Нельзя согласиться с этим мнением безоговорочно. Во всяком случае, тезис об обыденности и реальности чуда в сказке находится в некотором противоречии с более традиционным и авторитетным мнением историков культуры о том, что сказка появилась в результате профанации мифа, и в том числе в результате того, что события мифологии стали осознаваться как фантастические. Впрочем, осознание фантастичности мифологических феноменов совсем не обязательно должно привести к разрастанию их объяснений - хотя бы потому, что склонность к причинному объяснению не является одинаково интенсивной во все эпохи и у всех народов. Однако стоит обратить внимание еще на одно обстоятельство. На наших глазах в рамках развития научной фантастики происходила редукция оправдания фантастического через механизм отсылки к прецедентам. Но жанр сказки имеет многовековую, а то и многотысячелетнюю историю, которая "отполировала" все элементы сказочной поэтики до некой клишированности. Сказка вся состоит из типичных сюжетов, типичных персонажей, типичных ситуаций и типичных чудес. И быть может, именно эта типичность позволяет сказке обходиться без объяснения того, как и почему происходят чудеса. Редукция оправдания в современной научной фантастике существует потому, что есть опытный читатель, знающий "язык" жанра. Но быть может, в древности имела место фигура опытного слушателя, и во всяком случае - опытного рассказчика сказки, также интуитивно представляющего сказочные традиции. Более того, даже если это объяснение и не правомерно применительно к самим сказкам то оно безусловно верно применительно к использованию сказочных и мифологических мотивов в современной литературе.

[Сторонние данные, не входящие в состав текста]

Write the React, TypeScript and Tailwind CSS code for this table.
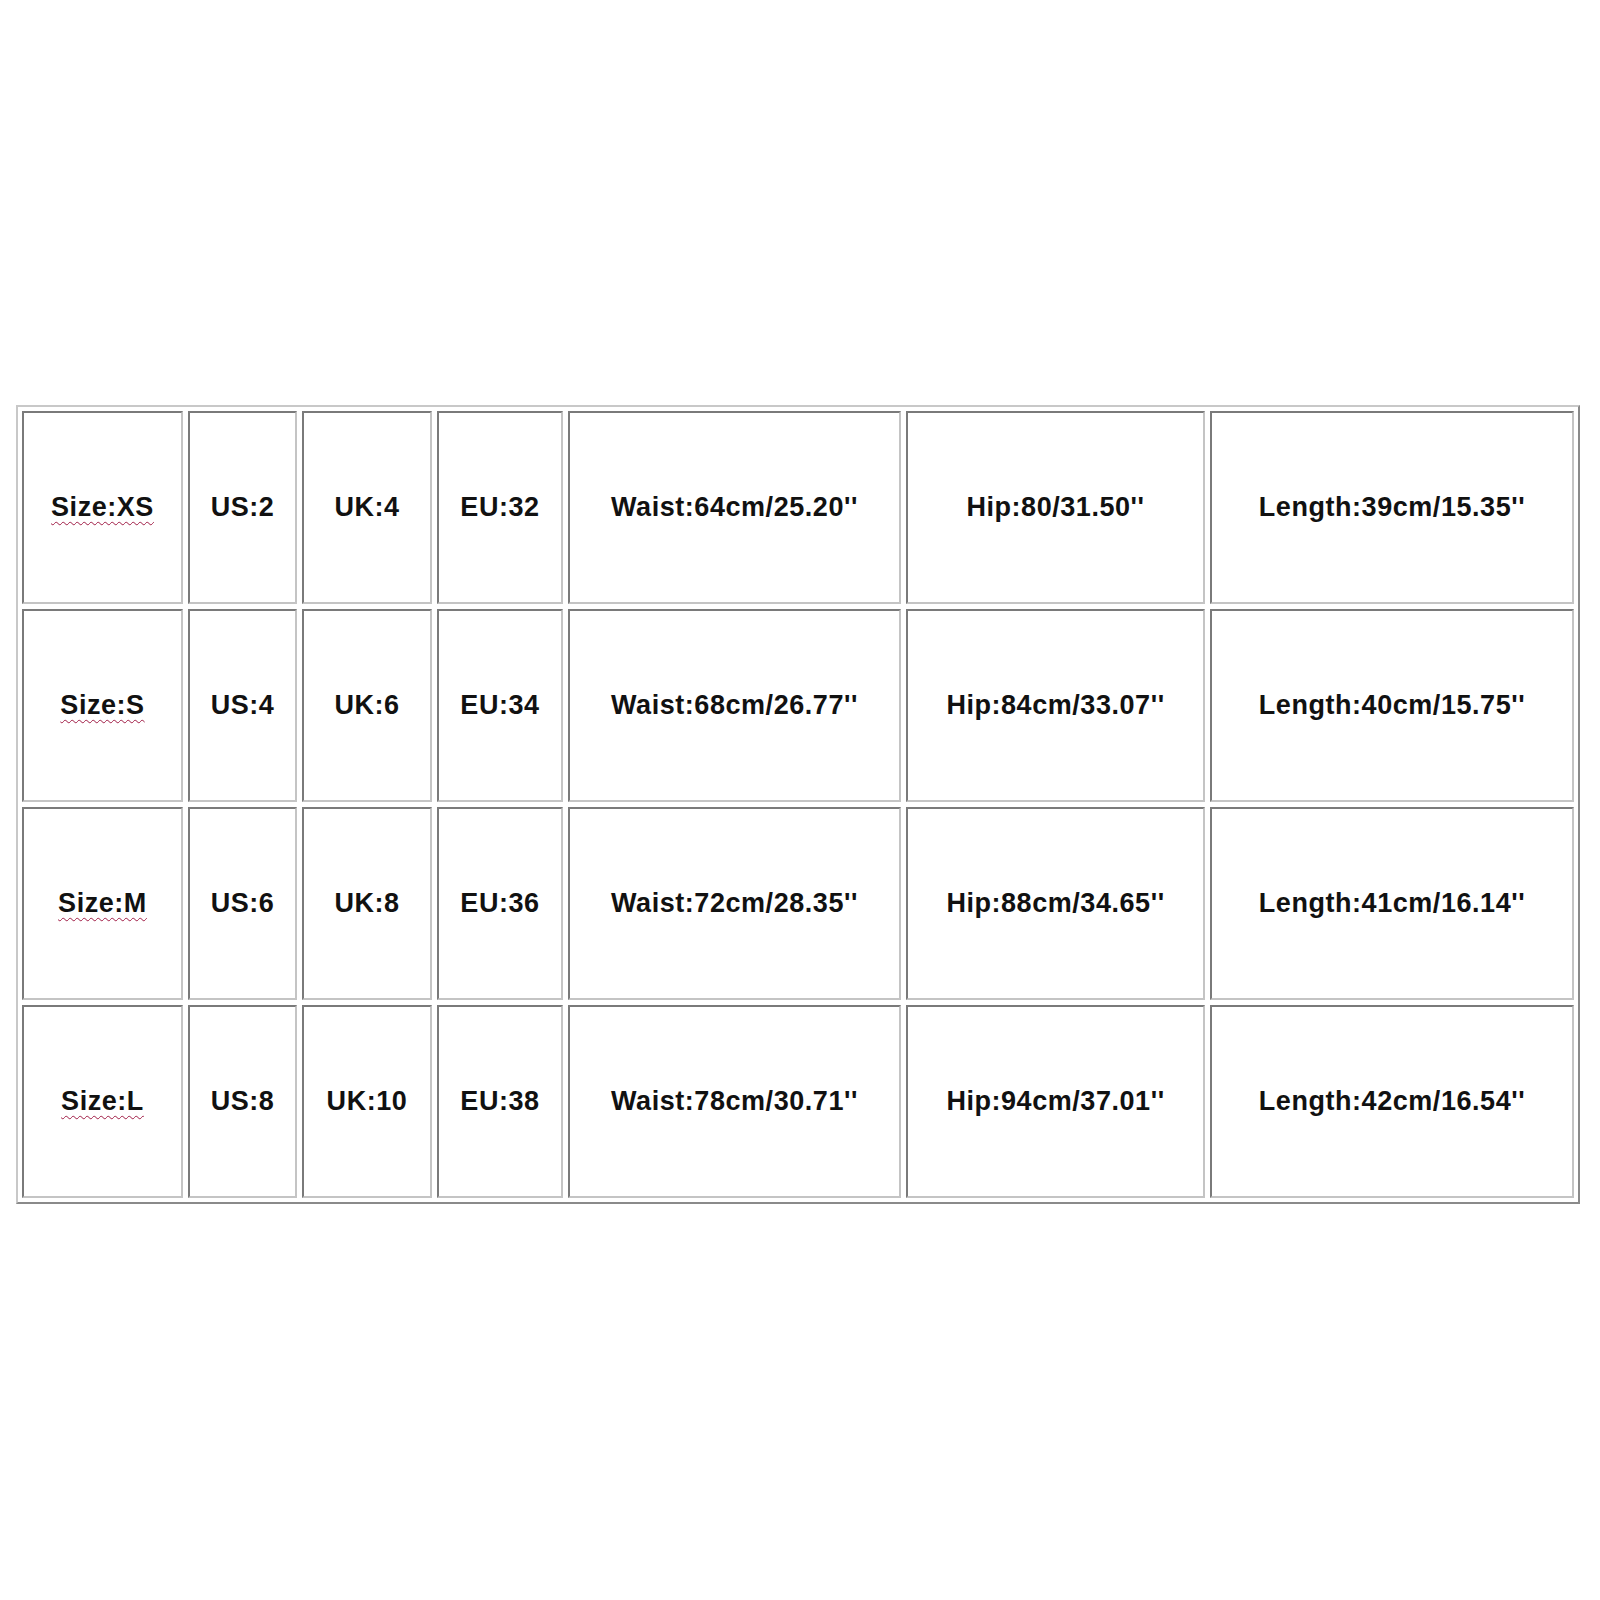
const rows = [
  ["Size:XS", "US:2", "UK:4", "EU:32", "Waist:64cm/25.20''", "Hip:80/31.50''", "Length:39cm/15.35''"],
  ["Size:S", "US:4", "UK:6", "EU:34", "Waist:68cm/26.77''", "Hip:84cm/33.07''", "Length:40cm/15.75''"],
  ["Size:M", "US:6", "UK:8", "EU:36", "Waist:72cm/28.35''", "Hip:88cm/34.65''", "Length:41cm/16.14''"],
  ["Size:L", "US:8", "UK:10", "EU:38", "Waist:78cm/30.71''", "Hip:94cm/37.01''", "Length:42cm/16.54''"],
];

export default function App() {
  return (
    <div className="w-[1600px] h-[1600px] bg-white pt-[405px] pl-[16px]">
      {/* size chart */}
      <div className="w-[1564px] border-2 border-t-[#c8c8c8] border-l-[#c8c8c8] border-r-[#8a8a8a] border-b-[#8a8a8a] p-[4px]">
        <div className="grid grid-cols-[161px_109px_130px_126px_333px_299px_364px] auto-rows-[193px] gap-[5px]">
          {rows.map((row, r) =>
            row.map((cell, c) => (
              <div
                key={r + "-" + c}
                className="flex items-center justify-center border-2 border-t-[#7a7a7a] border-l-[#7a7a7a] border-r-[#c4c4c4] border-b-[#c4c4c4] font-['Liberation_Sans',Arial,sans-serif] font-bold text-[27px] text-[#111] tracking-[0.55px]"
              >
                {c === 0 ? (
                  <span className="underline decoration-wavy decoration-[#a01c45] decoration-1 underline-offset-[5px]">
                    {cell}
                  </span>
                ) : (
                  <span>{cell}</span>
                )}
              </div>
            ))
          )}
        </div>
      </div>
    </div>
  );
}
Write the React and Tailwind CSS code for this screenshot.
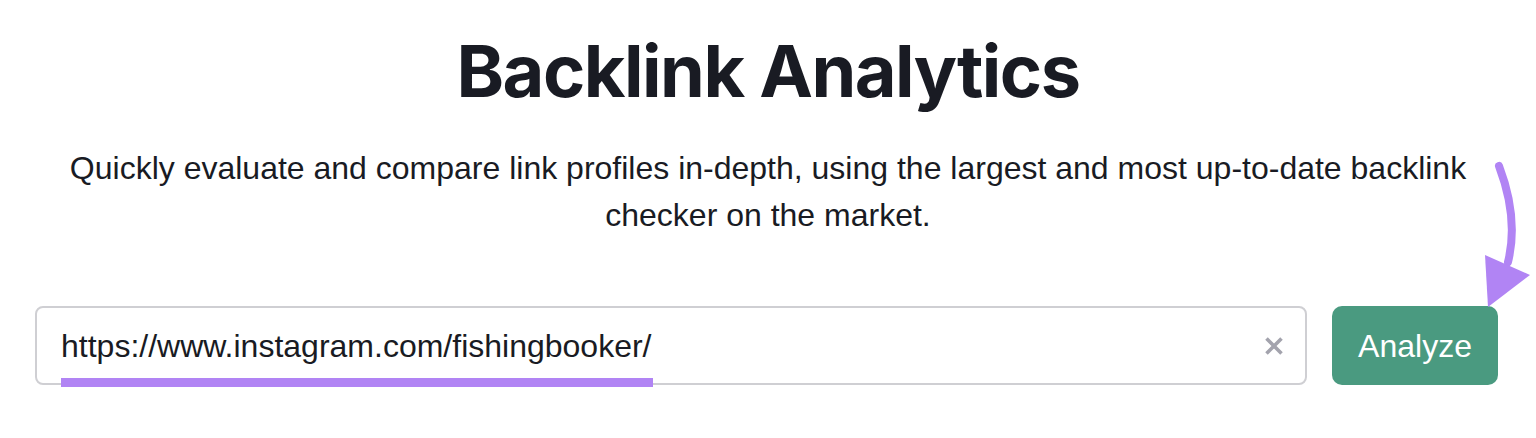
import React from "react";

export default function App() {
  return (
    <div className="relative w-[1536px] h-[438px] bg-white overflow-hidden">
      <div className="flex flex-col items-center pt-[28px]">
        <h1 className="text-[72px] leading-[86px] font-bold tracking-[-1.5px] text-[#191b23] font-['Inter',sans-serif]">
          Backlink Analytics
        </h1>
        <p className="mt-[31px] w-[1420px] text-center text-[32px] leading-[47px] text-[#191b23] font-['Liberation_Sans',Arial,sans-serif]">
          Quickly evaluate and compare link profiles in-depth, using the largest and most up-to-date backlink checker on the market.
        </p>
      </div>
      <div className="flex items-center gap-[25px] pl-[35px] pr-[38px] mt-[67px]">
        <div className="relative flex-1 h-[79px] rounded-[8px] border-2 border-[#cfcfd3] flex items-center pl-[24px] pr-[20px]">
          <span className="text-[32px] text-[#191b23] font-['Liberation_Sans',Arial,sans-serif]">
            https://www.instagram.com/fishingbooker/
          </span>
          <span className="absolute left-[24px] bottom-[-4px] w-[592px] h-[9px] bg-[#b184f4]" />
          <svg className="ml-auto" width="22" height="22" viewBox="0 0 22 22">
            <path d="M3.5 3.5 L18.5 18.5 M18.5 3.5 L3.5 18.5" stroke="#a3a3ad" strokeWidth="3.6" strokeLinecap="butt" />
          </svg>
        </div>
        <button className="w-[166px] h-[79px] rounded-[10px] bg-[#4a9a80] text-white text-[32px] font-['Liberation_Sans',Arial,sans-serif]">
          Analyze
        </button>
      </div>
      <svg className="absolute left-[1470px] top-[160px]" width="66" height="152" viewBox="0 0 66 152">
        <path d="M29 6 C40 35 46 70 38 102" fill="none" stroke="#b184f4" strokeWidth="8" strokeLinecap="round" />
        <polygon points="15,95 60,115 18,147" fill="#b184f4" />
      </svg>
    </div>
  );
}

Та свобода и простота, с какими волшебство объясняет любое чудо, порождает у исследователей сказки - и архаичной, и литературной представление о характерной для нее особой "сказочной" или "чудесной атмосферы", т. е. ситуации, при которой можно ожидать любого чуда. Существует соблазн отождествить эту атмосферу с "аурой" современной экстрасенсорики или с магической "манной", обнаруженной этнографами в мировоззрении примитивных народов. Однако такое отождествление было бы неправомерно, поскольку в мире, изображаемом фантастическими произведениями, эта "атмосфера" не обладает какой бы то ни было субстанциональностью, данное понятие выражает только факт той свободы, которую позволяет себе автор сказки при изображении чудес. Впрочем, поскольку понятие "сказочная атмосфера" уже создано, то к ней уже можно относиться как к "вещи". Поэтому в романе Стругацких "Понедельник начинается в субботу" мы имеем дело с "Диваном-транслятором" - прибором, создающим вокруг себя сказочную атмосферу, в которой вода становится живой, а люди рискуют превратиться в "мальчика-с-пальчика в сапогах". По сути, Стругацкими в их романе сконструирована чисто постмодернистская ситуация, в которой стилистические и композиционные особенности текста становятся частью изображаемой этим текстом предметности.